Целей стать выдающимся больше не было; целей найти родную душу и подавно. Так и не увидев других перспектив, Гилберт возобновил учёбу в колледже; в редакции простили единственный пропущенный дедлайн. Агент продолжал предлагать ему кастинги, и было интересно выбирать роли, ориентируясь теперь только на свои критерии. Он снялся в паре фильмов, которые ему понравились - небольших авторских проектах, которые давали почувствовать себя актёром, но не приносили ни прибыли, ни признания. Прежние ненаписанные тексты по-прежнему вертелись в голове, иногда прорываясь на бумагу разрозненными клочками. Невозможность слепить из них хоть что-то цельное всколыхивала мутную тошноту.
Он уже смирился, что так всё и будет. Он закончит колледж, защитит диплом по какой-нибудь теме вроде «Особенности ремарки в пьесах XVII века» или «Концепт мужского бесплодия в литературе раннего постмодернизма», и это будет, наверное, единственный его большой текст, который он сможет довести до конца, который прочтут другие. Найдёт работу по специальности – пойдёт преподавать литературу в школу на полную ставку, или попросит повышения в редакции, чтобы стать редактором и совершенствовать чужие тексты, раз не смог дописать свои.
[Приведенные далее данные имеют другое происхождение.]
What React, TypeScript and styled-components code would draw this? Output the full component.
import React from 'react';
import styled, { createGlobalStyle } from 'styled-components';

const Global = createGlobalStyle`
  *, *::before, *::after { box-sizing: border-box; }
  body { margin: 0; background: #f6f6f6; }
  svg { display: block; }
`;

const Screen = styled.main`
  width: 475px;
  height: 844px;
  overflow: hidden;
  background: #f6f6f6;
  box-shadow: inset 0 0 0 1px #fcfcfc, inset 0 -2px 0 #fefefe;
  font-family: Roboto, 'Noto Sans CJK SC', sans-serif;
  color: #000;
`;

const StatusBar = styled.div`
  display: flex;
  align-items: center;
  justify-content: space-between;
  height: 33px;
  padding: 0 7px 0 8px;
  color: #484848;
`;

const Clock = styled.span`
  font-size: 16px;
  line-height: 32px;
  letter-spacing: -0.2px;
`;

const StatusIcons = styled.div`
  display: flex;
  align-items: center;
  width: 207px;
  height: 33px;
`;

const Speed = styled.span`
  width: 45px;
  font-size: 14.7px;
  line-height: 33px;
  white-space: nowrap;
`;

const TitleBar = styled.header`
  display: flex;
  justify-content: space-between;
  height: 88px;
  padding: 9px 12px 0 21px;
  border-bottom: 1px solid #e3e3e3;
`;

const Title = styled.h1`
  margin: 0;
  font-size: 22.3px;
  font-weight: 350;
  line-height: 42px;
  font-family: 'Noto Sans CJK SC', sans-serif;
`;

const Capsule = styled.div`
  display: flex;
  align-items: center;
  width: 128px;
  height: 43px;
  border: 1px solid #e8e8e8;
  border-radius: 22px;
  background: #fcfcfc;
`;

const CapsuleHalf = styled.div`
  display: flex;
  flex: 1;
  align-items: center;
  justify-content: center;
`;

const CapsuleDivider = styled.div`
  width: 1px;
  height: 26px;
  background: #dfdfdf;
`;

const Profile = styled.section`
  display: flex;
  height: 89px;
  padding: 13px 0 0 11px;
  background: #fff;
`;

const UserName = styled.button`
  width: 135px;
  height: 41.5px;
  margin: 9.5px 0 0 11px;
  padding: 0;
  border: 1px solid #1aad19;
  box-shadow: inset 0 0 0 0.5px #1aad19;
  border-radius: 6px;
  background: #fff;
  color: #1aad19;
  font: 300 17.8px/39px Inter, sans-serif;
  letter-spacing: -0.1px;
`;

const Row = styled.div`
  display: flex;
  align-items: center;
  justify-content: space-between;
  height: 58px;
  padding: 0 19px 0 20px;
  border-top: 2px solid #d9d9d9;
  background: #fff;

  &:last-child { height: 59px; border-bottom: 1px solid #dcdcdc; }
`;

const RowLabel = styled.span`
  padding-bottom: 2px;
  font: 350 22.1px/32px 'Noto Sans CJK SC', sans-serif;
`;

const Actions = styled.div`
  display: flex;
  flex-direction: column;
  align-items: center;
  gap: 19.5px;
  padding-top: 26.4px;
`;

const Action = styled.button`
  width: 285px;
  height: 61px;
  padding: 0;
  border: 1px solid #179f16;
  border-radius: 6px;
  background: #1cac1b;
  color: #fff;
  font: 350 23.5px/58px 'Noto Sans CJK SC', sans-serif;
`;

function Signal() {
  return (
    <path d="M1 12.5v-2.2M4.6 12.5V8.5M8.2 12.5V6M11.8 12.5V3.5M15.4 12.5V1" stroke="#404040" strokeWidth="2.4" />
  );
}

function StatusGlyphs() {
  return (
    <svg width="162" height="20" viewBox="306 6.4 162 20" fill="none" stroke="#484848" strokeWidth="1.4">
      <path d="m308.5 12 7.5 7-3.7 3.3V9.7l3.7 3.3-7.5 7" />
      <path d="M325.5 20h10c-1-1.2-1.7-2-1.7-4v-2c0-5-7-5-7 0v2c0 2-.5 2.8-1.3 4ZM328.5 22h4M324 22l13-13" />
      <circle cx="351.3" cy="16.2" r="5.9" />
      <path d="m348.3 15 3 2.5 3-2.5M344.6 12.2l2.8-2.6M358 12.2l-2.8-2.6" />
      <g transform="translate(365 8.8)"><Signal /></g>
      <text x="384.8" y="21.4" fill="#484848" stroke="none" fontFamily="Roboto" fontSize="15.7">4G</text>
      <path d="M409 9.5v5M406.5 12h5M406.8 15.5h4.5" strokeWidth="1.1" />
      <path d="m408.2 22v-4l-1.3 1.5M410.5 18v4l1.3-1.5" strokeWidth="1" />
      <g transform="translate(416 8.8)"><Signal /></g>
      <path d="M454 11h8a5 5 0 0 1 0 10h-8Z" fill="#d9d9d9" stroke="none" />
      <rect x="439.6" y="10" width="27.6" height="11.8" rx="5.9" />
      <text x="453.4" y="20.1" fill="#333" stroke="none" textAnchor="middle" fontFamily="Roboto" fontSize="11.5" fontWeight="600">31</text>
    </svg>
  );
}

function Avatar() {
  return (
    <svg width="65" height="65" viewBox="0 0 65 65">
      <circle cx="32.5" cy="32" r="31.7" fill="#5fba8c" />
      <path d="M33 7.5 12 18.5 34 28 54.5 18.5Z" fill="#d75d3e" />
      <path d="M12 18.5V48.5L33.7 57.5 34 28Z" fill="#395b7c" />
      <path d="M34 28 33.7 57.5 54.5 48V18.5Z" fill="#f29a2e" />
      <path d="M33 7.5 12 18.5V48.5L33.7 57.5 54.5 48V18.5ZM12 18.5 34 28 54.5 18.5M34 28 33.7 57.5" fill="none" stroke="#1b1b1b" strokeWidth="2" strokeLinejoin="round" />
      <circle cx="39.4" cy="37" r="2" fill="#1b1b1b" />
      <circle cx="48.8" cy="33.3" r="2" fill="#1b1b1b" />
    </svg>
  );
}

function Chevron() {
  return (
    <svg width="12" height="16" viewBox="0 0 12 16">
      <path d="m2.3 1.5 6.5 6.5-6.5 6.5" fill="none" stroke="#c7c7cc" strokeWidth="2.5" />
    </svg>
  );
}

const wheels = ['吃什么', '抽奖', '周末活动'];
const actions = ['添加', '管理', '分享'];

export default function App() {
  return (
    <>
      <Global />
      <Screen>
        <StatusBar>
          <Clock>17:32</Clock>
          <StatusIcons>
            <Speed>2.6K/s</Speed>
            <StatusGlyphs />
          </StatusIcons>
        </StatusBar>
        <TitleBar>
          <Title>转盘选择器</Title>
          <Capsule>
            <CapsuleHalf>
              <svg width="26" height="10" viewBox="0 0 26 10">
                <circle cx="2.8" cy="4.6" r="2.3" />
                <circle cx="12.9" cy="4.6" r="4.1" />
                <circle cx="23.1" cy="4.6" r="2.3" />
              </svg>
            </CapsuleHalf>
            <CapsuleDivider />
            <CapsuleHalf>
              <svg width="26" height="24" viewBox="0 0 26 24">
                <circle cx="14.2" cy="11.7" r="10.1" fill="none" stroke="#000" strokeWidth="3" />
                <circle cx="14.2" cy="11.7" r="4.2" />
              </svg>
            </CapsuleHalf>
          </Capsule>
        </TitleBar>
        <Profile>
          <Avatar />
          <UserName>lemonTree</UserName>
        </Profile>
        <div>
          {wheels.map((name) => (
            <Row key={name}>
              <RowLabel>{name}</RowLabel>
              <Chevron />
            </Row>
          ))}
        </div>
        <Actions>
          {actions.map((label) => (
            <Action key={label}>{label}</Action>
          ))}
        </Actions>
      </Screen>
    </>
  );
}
Время от времени, может быть, будет сниматься или играть где-нибудь – до тех пор, пока агент не найдёт себе нового актера, более талантливого и фактурного, и кастинги медленно сойдут на нет. Тогда и начнется та обычная жизнь, в которой тысячам людей удаётся быть так безыскусно счастливыми. Наверное, думал Гилберт, об этом он и должен мечтать, раз судьба так недвусмысленно дала ему понять, насколько не для него те успехи, которые суждены исключительным, талантливым и выдающимся – кому-то, кто достоин чужой любви.
Он вернулся рано с работы и снова боролся с тошнотой, которая то и дело теперь напоминала ему о собственной никчёмности, стоило взяться за тетрадь, когда на кухню крысятника ворвался Стивен, свежий, румяный и вновь подозрительно серьёзный.